▶ [GOAL] Write out the whole of the material exactly.

## begin

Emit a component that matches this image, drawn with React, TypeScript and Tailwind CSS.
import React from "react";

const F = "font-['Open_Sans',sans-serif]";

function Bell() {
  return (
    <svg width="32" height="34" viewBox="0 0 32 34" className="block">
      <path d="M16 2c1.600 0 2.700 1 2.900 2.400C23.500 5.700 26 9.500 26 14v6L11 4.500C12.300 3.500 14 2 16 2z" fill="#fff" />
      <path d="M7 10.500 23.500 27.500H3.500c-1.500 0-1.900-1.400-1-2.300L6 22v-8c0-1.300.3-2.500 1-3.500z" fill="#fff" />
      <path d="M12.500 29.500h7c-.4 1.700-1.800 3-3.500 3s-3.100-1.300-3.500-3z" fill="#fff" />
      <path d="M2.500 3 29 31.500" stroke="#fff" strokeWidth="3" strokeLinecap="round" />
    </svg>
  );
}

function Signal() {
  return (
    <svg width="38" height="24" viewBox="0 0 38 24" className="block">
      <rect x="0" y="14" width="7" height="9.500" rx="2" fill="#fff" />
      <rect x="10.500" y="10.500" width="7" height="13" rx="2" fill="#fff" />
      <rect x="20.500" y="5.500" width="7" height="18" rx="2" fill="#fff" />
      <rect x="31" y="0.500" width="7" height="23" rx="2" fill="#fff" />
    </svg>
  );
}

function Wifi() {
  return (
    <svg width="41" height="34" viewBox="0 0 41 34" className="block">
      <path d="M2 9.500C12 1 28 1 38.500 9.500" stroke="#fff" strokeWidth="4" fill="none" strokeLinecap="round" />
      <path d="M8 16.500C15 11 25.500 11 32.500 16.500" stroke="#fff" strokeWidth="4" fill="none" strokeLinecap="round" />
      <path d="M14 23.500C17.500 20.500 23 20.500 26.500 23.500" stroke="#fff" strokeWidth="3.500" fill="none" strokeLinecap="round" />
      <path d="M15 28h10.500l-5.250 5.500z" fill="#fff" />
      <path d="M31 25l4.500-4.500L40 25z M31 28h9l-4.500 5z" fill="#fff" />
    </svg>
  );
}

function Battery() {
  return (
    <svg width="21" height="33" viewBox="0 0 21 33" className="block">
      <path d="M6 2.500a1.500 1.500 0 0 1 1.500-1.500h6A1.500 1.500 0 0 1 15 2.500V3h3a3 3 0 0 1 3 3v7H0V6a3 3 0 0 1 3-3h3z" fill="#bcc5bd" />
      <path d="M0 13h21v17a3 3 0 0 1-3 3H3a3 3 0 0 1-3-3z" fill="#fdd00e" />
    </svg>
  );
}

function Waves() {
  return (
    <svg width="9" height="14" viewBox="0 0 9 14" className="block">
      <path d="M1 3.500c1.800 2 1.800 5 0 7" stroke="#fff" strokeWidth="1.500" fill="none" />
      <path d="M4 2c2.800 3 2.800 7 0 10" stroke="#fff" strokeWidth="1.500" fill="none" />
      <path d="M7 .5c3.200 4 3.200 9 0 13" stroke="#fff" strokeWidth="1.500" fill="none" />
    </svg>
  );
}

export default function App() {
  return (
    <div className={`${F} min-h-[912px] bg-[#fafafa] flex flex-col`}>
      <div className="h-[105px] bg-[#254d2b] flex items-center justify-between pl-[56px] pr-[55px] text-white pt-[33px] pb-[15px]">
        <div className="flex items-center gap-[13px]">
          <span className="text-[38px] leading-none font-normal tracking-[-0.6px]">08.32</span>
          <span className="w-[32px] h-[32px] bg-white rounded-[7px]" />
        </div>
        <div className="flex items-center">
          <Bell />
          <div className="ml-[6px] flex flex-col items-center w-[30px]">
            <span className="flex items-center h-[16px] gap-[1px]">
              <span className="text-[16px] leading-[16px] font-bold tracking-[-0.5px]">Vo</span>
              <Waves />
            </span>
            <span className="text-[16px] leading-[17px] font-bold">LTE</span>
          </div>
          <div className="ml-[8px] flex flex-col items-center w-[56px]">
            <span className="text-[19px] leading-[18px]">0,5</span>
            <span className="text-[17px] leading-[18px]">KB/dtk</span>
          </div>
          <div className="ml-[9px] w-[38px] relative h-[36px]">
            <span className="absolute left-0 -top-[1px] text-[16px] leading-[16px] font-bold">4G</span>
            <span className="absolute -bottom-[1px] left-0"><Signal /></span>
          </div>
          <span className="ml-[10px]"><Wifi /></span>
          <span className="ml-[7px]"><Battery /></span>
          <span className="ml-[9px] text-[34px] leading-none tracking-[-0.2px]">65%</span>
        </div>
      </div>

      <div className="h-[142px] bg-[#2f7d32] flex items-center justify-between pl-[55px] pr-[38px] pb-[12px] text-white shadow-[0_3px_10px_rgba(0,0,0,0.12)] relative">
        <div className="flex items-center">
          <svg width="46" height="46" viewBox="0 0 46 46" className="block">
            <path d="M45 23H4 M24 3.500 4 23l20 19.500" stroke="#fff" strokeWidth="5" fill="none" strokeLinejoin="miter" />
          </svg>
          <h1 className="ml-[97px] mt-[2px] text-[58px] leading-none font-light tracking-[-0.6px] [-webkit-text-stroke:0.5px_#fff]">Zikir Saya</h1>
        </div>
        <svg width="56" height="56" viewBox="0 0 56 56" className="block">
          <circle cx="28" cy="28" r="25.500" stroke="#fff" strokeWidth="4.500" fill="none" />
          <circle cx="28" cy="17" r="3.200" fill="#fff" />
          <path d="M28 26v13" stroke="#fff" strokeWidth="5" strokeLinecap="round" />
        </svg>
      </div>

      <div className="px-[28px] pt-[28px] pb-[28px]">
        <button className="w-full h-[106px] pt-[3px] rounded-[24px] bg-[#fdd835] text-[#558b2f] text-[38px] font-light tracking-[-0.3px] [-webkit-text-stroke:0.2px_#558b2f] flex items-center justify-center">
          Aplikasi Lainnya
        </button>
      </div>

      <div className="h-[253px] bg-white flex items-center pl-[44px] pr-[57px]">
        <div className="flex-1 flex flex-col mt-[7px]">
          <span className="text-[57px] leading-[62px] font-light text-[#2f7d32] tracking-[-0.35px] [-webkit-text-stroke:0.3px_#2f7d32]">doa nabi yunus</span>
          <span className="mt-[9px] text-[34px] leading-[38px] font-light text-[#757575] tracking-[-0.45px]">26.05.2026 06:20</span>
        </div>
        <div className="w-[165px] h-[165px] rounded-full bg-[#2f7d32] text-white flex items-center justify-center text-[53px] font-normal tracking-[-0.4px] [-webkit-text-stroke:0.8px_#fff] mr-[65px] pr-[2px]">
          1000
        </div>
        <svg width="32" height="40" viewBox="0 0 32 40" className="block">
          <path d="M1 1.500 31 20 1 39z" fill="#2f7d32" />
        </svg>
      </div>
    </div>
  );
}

## end

▶ [WRITTEN SOLUTION]
Emit a component that matches this image, drawn with React, TypeScript and Tailwind CSS.
import React from "react";

const F = "font-['Open_Sans',sans-serif]";

function Bell() {
  return (
    <svg width="32" height="34" viewBox="0 0 32 34" className="block">
      <path d="M16 2c1.600 0 2.700 1 2.900 2.400C23.500 5.700 26 9.500 26 14v6L11 4.500C12.300 3.500 14 2 16 2z" fill="#fff" />
      <path d="M7 10.500 23.500 27.500H3.500c-1.500 0-1.900-1.400-1-2.300L6 22v-8c0-1.300.3-2.500 1-3.500z" fill="#fff" />
      <path d="M12.500 29.500h7c-.4 1.700-1.800 3-3.500 3s-3.100-1.300-3.500-3z" fill="#fff" />
      <path d="M2.500 3 29 31.500" stroke="#fff" strokeWidth="3" strokeLinecap="round" />
    </svg>
  );
}

function Signal() {
  return (
    <svg width="38" height="24" viewBox="0 0 38 24" className="block">
      <rect x="0" y="14" width="7" height="9.500" rx="2" fill="#fff" />
      <rect x="10.500" y="10.500" width="7" height="13" rx="2" fill="#fff" />
      <rect x="20.500" y="5.500" width="7" height="18" rx="2" fill="#fff" />
      <rect x="31" y="0.500" width="7" height="23" rx="2" fill="#fff" />
    </svg>
  );
}

function Wifi() {
  return (
    <svg width="41" height="34" viewBox="0 0 41 34" className="block">
      <path d="M2 9.500C12 1 28 1 38.500 9.500" stroke="#fff" strokeWidth="4" fill="none" strokeLinecap="round" />
      <path d="M8 16.500C15 11 25.500 11 32.500 16.500" stroke="#fff" strokeWidth="4" fill="none" strokeLinecap="round" />
      <path d="M14 23.500C17.500 20.500 23 20.500 26.500 23.500" stroke="#fff" strokeWidth="3.500" fill="none" strokeLinecap="round" />
      <path d="M15 28h10.500l-5.250 5.500z" fill="#fff" />
      <path d="M31 25l4.500-4.500L40 25z M31 28h9l-4.500 5z" fill="#fff" />
    </svg>
  );
}

function Battery() {
  return (
    <svg width="21" height="33" viewBox="0 0 21 33" className="block">
      <path d="M6 2.500a1.500 1.500 0 0 1 1.500-1.500h6A1.500 1.500 0 0 1 15 2.500V3h3a3 3 0 0 1 3 3v7H0V6a3 3 0 0 1 3-3h3z" fill="#bcc5bd" />
      <path d="M0 13h21v17a3 3 0 0 1-3 3H3a3 3 0 0 1-3-3z" fill="#fdd00e" />
    </svg>
  );
}

function Waves() {
  return (
    <svg width="9" height="14" viewBox="0 0 9 14" className="block">
      <path d="M1 3.500c1.800 2 1.800 5 0 7" stroke="#fff" strokeWidth="1.500" fill="none" />
      <path d="M4 2c2.800 3 2.800 7 0 10" stroke="#fff" strokeWidth="1.500" fill="none" />
      <path d="M7 .5c3.200 4 3.200 9 0 13" stroke="#fff" strokeWidth="1.500" fill="none" />
    </svg>
  );
}

export default function App() {
  return (
    <div className={`${F} min-h-[912px] bg-[#fafafa] flex flex-col`}>
      <div className="h-[105px] bg-[#254d2b] flex items-center justify-between pl-[56px] pr-[55px] text-white pt-[33px] pb-[15px]">
        <div className="flex items-center gap-[13px]">
          <span className="text-[38px] leading-none font-normal tracking-[-0.6px]">08.32</span>
          <span className="w-[32px] h-[32px] bg-white rounded-[7px]" />
        </div>
        <div className="flex items-center">
          <Bell />
          <div className="ml-[6px] flex flex-col items-center w-[30px]">
            <span className="flex items-center h-[16px] gap-[1px]">
              <span className="text-[16px] leading-[16px] font-bold tracking-[-0.5px]">Vo</span>
              <Waves />
            </span>
            <span className="text-[16px] leading-[17px] font-bold">LTE</span>
          </div>
          <div className="ml-[8px] flex flex-col items-center w-[56px]">
            <span className="text-[19px] leading-[18px]">0,5</span>
            <span className="text-[17px] leading-[18px]">KB/dtk</span>
          </div>
          <div className="ml-[9px] w-[38px] relative h-[36px]">
            <span className="absolute left-0 -top-[1px] text-[16px] leading-[16px] font-bold">4G</span>
            <span className="absolute -bottom-[1px] left-0"><Signal /></span>
          </div>
          <span className="ml-[10px]"><Wifi /></span>
          <span className="ml-[7px]"><Battery /></span>
          <span className="ml-[9px] text-[34px] leading-none tracking-[-0.2px]">65%</span>
        </div>
      </div>

      <div className="h-[142px] bg-[#2f7d32] flex items-center justify-between pl-[55px] pr-[38px] pb-[12px] text-white shadow-[0_3px_10px_rgba(0,0,0,0.12)] relative">
        <div className="flex items-center">
          <svg width="46" height="46" viewBox="0 0 46 46" className="block">
            <path d="M45 23H4 M24 3.500 4 23l20 19.500" stroke="#fff" strokeWidth="5" fill="none" strokeLinejoin="miter" />
          </svg>
          <h1 className="ml-[97px] mt-[2px] text-[58px] leading-none font-light tracking-[-0.6px] [-webkit-text-stroke:0.5px_#fff]">Zikir Saya</h1>
        </div>
        <svg width="56" height="56" viewBox="0 0 56 56" className="block">
          <circle cx="28" cy="28" r="25.500" stroke="#fff" strokeWidth="4.500" fill="none" />
          <circle cx="28" cy="17" r="3.200" fill="#fff" />
          <path d="M28 26v13" stroke="#fff" strokeWidth="5" strokeLinecap="round" />
        </svg>
      </div>

      <div className="px-[28px] pt-[28px] pb-[28px]">
        <button className="w-full h-[106px] pt-[3px] rounded-[24px] bg-[#fdd835] text-[#558b2f] text-[38px] font-light tracking-[-0.3px] [-webkit-text-stroke:0.2px_#558b2f] flex items-center justify-center">
          Aplikasi Lainnya
        </button>
      </div>

      <div className="h-[253px] bg-white flex items-center pl-[44px] pr-[57px]">
        <div className="flex-1 flex flex-col mt-[7px]">
          <span className="text-[57px] leading-[62px] font-light text-[#2f7d32] tracking-[-0.35px] [-webkit-text-stroke:0.3px_#2f7d32]">doa nabi yunus</span>
          <span className="mt-[9px] text-[34px] leading-[38px] font-light text-[#757575] tracking-[-0.45px]">26.05.2026 06:20</span>
        </div>
        <div className="w-[165px] h-[165px] rounded-full bg-[#2f7d32] text-white flex items-center justify-center text-[53px] font-normal tracking-[-0.4px] [-webkit-text-stroke:0.8px_#fff] mr-[65px] pr-[2px]">
          1000
        </div>
        <svg width="32" height="40" viewBox="0 0 32 40" className="block">
          <path d="M1 1.500 31 20 1 39z" fill="#2f7d32" />
        </svg>
      </div>
    </div>
  );
}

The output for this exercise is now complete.